Der Verlustabzug nach § 10a GewStG setzt neben der Unternehmensidentität auch Unternehmeridentität voraus. Das bedeutet, dass der Steuerpflichtige, der den Verlustabzug in Anspruch nimmt, den Gewerbeverlust zuvor in eigener Person erlitten haben muss. Ist der Steuerpflichtige eine Personengesellschaft, geht dieser die Möglichkeit zum Verlustabzug insoweit verloren, als der Fehlbetrag aus vorangegangenen Erhebungszeiträumen anteilig auf den ausgeschiedenen Mitunternehmer entfällt. Dies gilt selbst dann, wenn der ausgeschiedene Gesellschafter über eine andere Personengesellschaft (Obergesellschaft) weiterhin an der Untergesellschaft mittelbar beteiligt bleibt. Dies gilt entsprechend für eine mittelbare Beteiligung über eine Kapitalgesellschaft.

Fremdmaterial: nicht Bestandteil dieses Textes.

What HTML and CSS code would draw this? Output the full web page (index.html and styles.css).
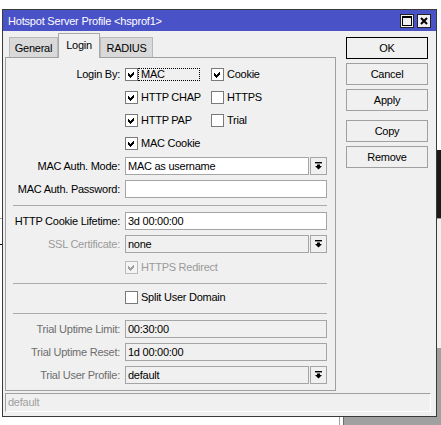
FILE: index.html
```html
<!DOCTYPE html>
<html>
<head>
<meta charset="utf-8">
<link rel="stylesheet" href="styles.css">
</head>
<body>
<div class="bg-dark"></div>
<div class="bg-light"></div>
<div class="bg-line"></div>
<div class="bg-gray"></div>
<div class="bg-l1"></div>
<div class="bg-l2"></div>

<div class="window">
  <div class="titlebar">
    <span class="title">Hotspot Server Profile &lt;hsprof1&gt;</span>
    <div class="tb-btns">
      <span class="tb-btn"><svg width="10" height="10" viewBox="0 0 10 10"><rect x="0.5" y="0.5" width="9" height="9" fill="none" stroke="#000"/><rect x="0" y="0" width="10" height="2" fill="#000"/></svg></span>
      <span class="tb-btn"><svg width="8" height="8" viewBox="0 0 8 8"><path d="M1 1 L7 7 M7 1 L1 7" stroke="#000" stroke-width="2"/></svg></span>
    </div>
  </div>
  <div class="content">
    <div class="main">
      <div class="left">
        <div class="tabs">
          <div class="tab t-general">General</div>
          <div class="tab active t-login">Login</div>
          <div class="tab t-radius">RADIUS</div>
        </div>
        <div class="panel">
          <div class="row">
            <div class="lbl">Login By:</div>
            <div class="cbs">
              <div class="cb c1"><span class="box"><svg class="chk" width="7" height="7" viewBox="0 0 7 7"><polygon points="0,2 2,4 6,0 6,3 2,7 0,5"/></svg></span><span class="t focus">MAC</span></div>
              <div class="cb"><span class="box"><svg class="chk" width="7" height="7" viewBox="0 0 7 7"><polygon points="0,2 2,4 6,0 6,3 2,7 0,5"/></svg></span><span class="t">Cookie</span></div>
            </div>
          </div>
          <div class="row">
            <div class="lbl"></div>
            <div class="cbs">
              <div class="cb c1"><span class="box"><svg class="chk" width="7" height="7" viewBox="0 0 7 7"><polygon points="0,2 2,4 6,0 6,3 2,7 0,5"/></svg></span><span class="t">HTTP CHAP</span></div>
              <div class="cb"><span class="box"></span><span class="t">HTTPS</span></div>
            </div>
          </div>
          <div class="row">
            <div class="lbl"></div>
            <div class="cbs">
              <div class="cb c1"><span class="box"><svg class="chk" width="7" height="7" viewBox="0 0 7 7"><polygon points="0,2 2,4 6,0 6,3 2,7 0,5"/></svg></span><span class="t">HTTP PAP</span></div>
              <div class="cb"><span class="box"></span><span class="t">Trial</span></div>
            </div>
          </div>
          <div class="row">
            <div class="lbl"></div>
            <div class="cbs">
              <div class="cb c1"><span class="box"><svg class="chk" width="7" height="7" viewBox="0 0 7 7"><polygon points="0,2 2,4 6,0 6,3 2,7 0,5"/></svg></span><span class="t">MAC Cookie</span></div>
            </div>
          </div>
          <div class="row">
            <div class="lbl">MAC Auth. Mode:</div>
            <div class="combo"><div class="field">MAC as username</div><div class="dd"><svg width="7" height="8" viewBox="0 0 7 8"><rect x="0" y="0" width="7" height="1.4"/><polygon points="2,2.4 5,2.4 5,4 7,4 3.5,7.6 0,4 2,4"/></svg></div></div>
          </div>
          <div class="row">
            <div class="lbl">MAC Auth. Password:</div>
            <div class="field wide"></div>
          </div>
          <div class="sep"></div>
          <div class="row">
            <div class="lbl">HTTP Cookie Lifetime:</div>
            <div class="field wide">3d 00:00:00</div>
          </div>
          <div class="row">
            <div class="lbl dis-light">SSL Certificate:</div>
            <div class="combo"><div class="field disabled">none</div><div class="dd"><svg width="7" height="8" viewBox="0 0 7 8"><rect x="0" y="0" width="7" height="1.4"/><polygon points="2,2.4 5,2.4 5,4 7,4 3.5,7.6 0,4 2,4"/></svg></div></div>
          </div>
          <div class="row">
            <div class="lbl"></div>
            <div class="cbs">
              <div class="cb"><span class="box dis"><svg class="chk" width="7" height="7" viewBox="0 0 7 7"><polygon points="0,2 2,4 6,0 6,3 2,7 0,5"/></svg></span><span class="t dis-light">HTTPS Redirect</span></div>
            </div>
          </div>
          <div class="sep"></div>
          <div class="row split">
            <div class="lbl"></div>
            <div class="cbs">
              <div class="cb"><span class="box"></span><span class="t">Split User Domain</span></div>
            </div>
          </div>
          <div class="sep"></div>
          <div class="row">
            <div class="lbl dis-dark">Trial Uptime Limit:</div>
            <div class="field wide disabled">00:30:00</div>
          </div>
          <div class="row">
            <div class="lbl dis-dark">Trial Uptime Reset:</div>
            <div class="field wide disabled">1d 00:00:00</div>
          </div>
          <div class="row">
            <div class="lbl dis-dark">Trial User Profile:</div>
            <div class="combo"><div class="field disabled">default</div><div class="dd"><svg width="7" height="8" viewBox="0 0 7 8"><rect x="0" y="0" width="7" height="1.4"/><polygon points="2,2.4 5,2.4 5,4 7,4 3.5,7.6 0,4 2,4"/></svg></div></div>
          </div>
        </div>
      </div>
      <div class="buttons">
        <div class="btn ok">OK</div>
        <div class="btn">Cancel</div>
        <div class="btn gap">Apply</div>
        <div class="btn">Copy</div>
        <div class="btn">Remove</div>
      </div>
    </div>
    <div class="status">default</div>
  </div>
</div>
</body>
</html>
```
FILE: styles.css
```css
* { box-sizing: border-box; }
html, body { margin: 0; padding: 0; }
body {
  width: 441px;
  height: 425px;
  overflow: hidden;
  background: #fff;
  position: relative;
  font-family: "Liberation Sans", Arial, sans-serif;
  font-size: 11px;
  letter-spacing: -0.25px;
  color: #000;
}

/* desktop behind the dialog */
.bg-dark { position: absolute; left: 437px; top: 150px; width: 4px; height: 68px; background: #1a1a1a; }
.bg-light { position: absolute; left: 437px; top: 218px; width: 4px; height: 130px; background: #f0f0f0; border-top: 1px solid #a0a0a0; }
.bg-line { position: absolute; left: 339px; top: 348px; width: 1px; height: 77px; background: #a0a0a0; }
.bg-gray { position: absolute; left: 343px; top: 348px; right: 0; bottom: 0; background: #a0a0a0; border-left: 1px solid #6a6a6a; }
.bg-l1 { position: absolute; left: 0; top: 218px; width: 2px; height: 1px; background: #a0a0a0; }
.bg-l2 { position: absolute; left: 0; top: 244px; width: 2px; height: 1px; background: #000; }

.window {
  position: absolute;
  left: 2px;
  top: 9px;
  width: 435px;
  height: 408px;
  border: 1px solid #3a3a3a;
  background: #f0f0f0;
  display: flex;
  flex-direction: column;
}

.titlebar {
  flex: none;
  height: 21px;
  background: #4a52c8;
  color: #fff;
  display: flex;
  align-items: center;
  padding: 0 5px 0 5px;
}
.title { flex: 1; letter-spacing: -0.2px; }
.tb-btns { display: flex; gap: 3px; }
.tb-btn {
  width: 14px;
  height: 14px;
  background: #f0f0f0;
  border: 1px solid #222;
  display: flex;
  align-items: center;
  justify-content: center;
}

.content {
  flex: 1;
  display: flex;
  flex-direction: column;
  padding: 2px 5px 3px 2px;
}
.main { display: flex; gap: 10px; }
.left { width: 331px; display: flex; flex-direction: column; }

.tabs {
  display: flex;
  align-items: flex-end;
  height: 24px;
  padding-left: 4px;
  position: relative;
  z-index: 1;
}
.tab {
  height: 20px;
  border: 1px solid #b9b9b9;
  border-bottom: none;
  background: #d9d9d9;
  display: flex;
  align-items: center;
  justify-content: center;
}
.tab.active {
  height: 25px;
  margin-bottom: -1px;
  background: #f0f0f0;
  padding-bottom: 2px;
  border-color: #a8a8a8;
}
.t-general { width: 49px; }
.t-login { width: 42px; }
.t-radius { width: 53px; }

.panel {
  height: 334px;
  border: 1px solid #a0a0a0;
  padding: 7px 7px 0 0;
  display: flex;
  flex-direction: column;
}

.row {
  flex: none;
  display: flex;
  align-items: center;
  height: 18px;
  margin-bottom: 5px;
}
.row.split { margin-top: -2px; }
.lbl {
  flex: none;
  width: 114px;
  margin-right: 5px;
  text-align: right;
  white-space: nowrap;
}
.dis-light { color: #9a9a9a; }
.dis-dark { color: #6d6d6d; }

.field {
  height: 18px;
  border: 1px solid #a5a5a5;
  background: #fff;
  padding: 0 2px;
  line-height: 16px;
  white-space: nowrap;
  overflow: hidden;
}
.field.wide { width: 202px; }
.field.disabled { background: #f0f0f0; }
.combo { display: flex; gap: 1px; width: 202px; }
.combo .field { flex: 1; }
.dd {
  flex: none;
  width: 17px;
  height: 18px;
  border: 1px solid #a5a5a5;
  background: #f0f0f0;
  display: flex;
  align-items: center;
  justify-content: center;
}
.dd svg { fill: #000; }

.sep {
  flex: none;
  height: 1px;
  width: 314px;
  background: #ababab;
  margin: 2px 0 6px 7px;
}

.cbs { display: flex; }
.cb { display: flex; align-items: center; height: 18px; }
.cb.c1 { width: 86px; }
.box {
  flex: none;
  width: 13px;
  height: 13px;
  border: 1px solid #7a7a7a;
  background: #fff;
  display: flex;
  align-items: center;
  justify-content: center;
}
.chk { fill: #000; shape-rendering: crispEdges; }
.box.dis { border-color: #bcbcbc; background: #f4f4f4; }
.box.dis .chk { fill: #a0a0a0; }
.cb .t { padding-left: 3px; white-space: nowrap; }
.cb .t.focus {
  width: 62px;
  height: 13px;
  line-height: 11px;
  border: 1px dotted #000;
  padding-left: 2px;
}

.buttons {
  flex: none;
  width: 82px;
  display: flex;
  flex-direction: column;
  padding-top: 4px;
}
.btn {
  height: 22px;
  border: 1px solid #a0a0a0;
  background: #f0f0f0;
  display: flex;
  align-items: center;
  justify-content: center;
  margin-bottom: 4px;
}
.btn.ok { border-color: #000; }
.btn.gap { margin-bottom: 9px; }

.status {
  margin-top: 2px;
  height: 19px;
  border: 1px solid;
  border-color: #a0a0a0 #fdfdfd #fdfdfd #a0a0a0;
  color: #a0a0a0;
  padding-left: 2px;
  line-height: 17px;
}
```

Der Grundsatz der Unternehmens- und Unternehmeridentität gilt auch für organschaftlich verbundene Unternehmen. Das hat zur Folge, dass weder das Rechtsverhältnis der Klägerin zum Organträger D-AG noch das Rechtsverhältnis der Klägerin zur Organgesellschaft S-GmbH die Rechtsgrundlage für den Abzug des auf die D-AG entfallenden Anteils an den Fehlbeträgen der Klägerin aus den Erhebungszeiträumen vor 1991 sein kann. Das Rechtsverhältnis zur D-AG ist mit deren Ausscheiden aus der Klägerin beendet; die Betriebsstättenfiktion des § 2 Abs. 2 Satz 2 GewStG führt auf der Grundlage der eingeschränkten Einheitstheorie nicht dazu, dass der ausscheidende Organträger über die eintretende Organgesellschaft weiterhin an der Klägerin beteiligt bleibt. Dementsprechend hat auch das Rechtsverhältnis der Klägerin zur S-GmbH nicht zur Folge, dass nunmehr diese hinsichtlich des auf die D-AG entfallenden Anteils an den früheren Fehlbeträgen an die Stelle der D-AG tritt. Das Organschaftsverhältnis bietet keine Rechtsgrundlage für eine unmittelbare Zurechnung der Ergebnisse der Organgesellschaft aus einer solchen Beteiligung zum Organträger. Was aber für Verluste von Personengesellschaften während eines zwischen den Gesellschaftern bestehenden Organschaftsverhältnisses gilt, muss erst recht für vororganschaftliche Verluste der Personengesellschaft gelten, die auf einen ausgeschiedenen Gesellschafter entfielen und nur noch mittelbar über den eintretenden Gesellschafter fortwirken könnten.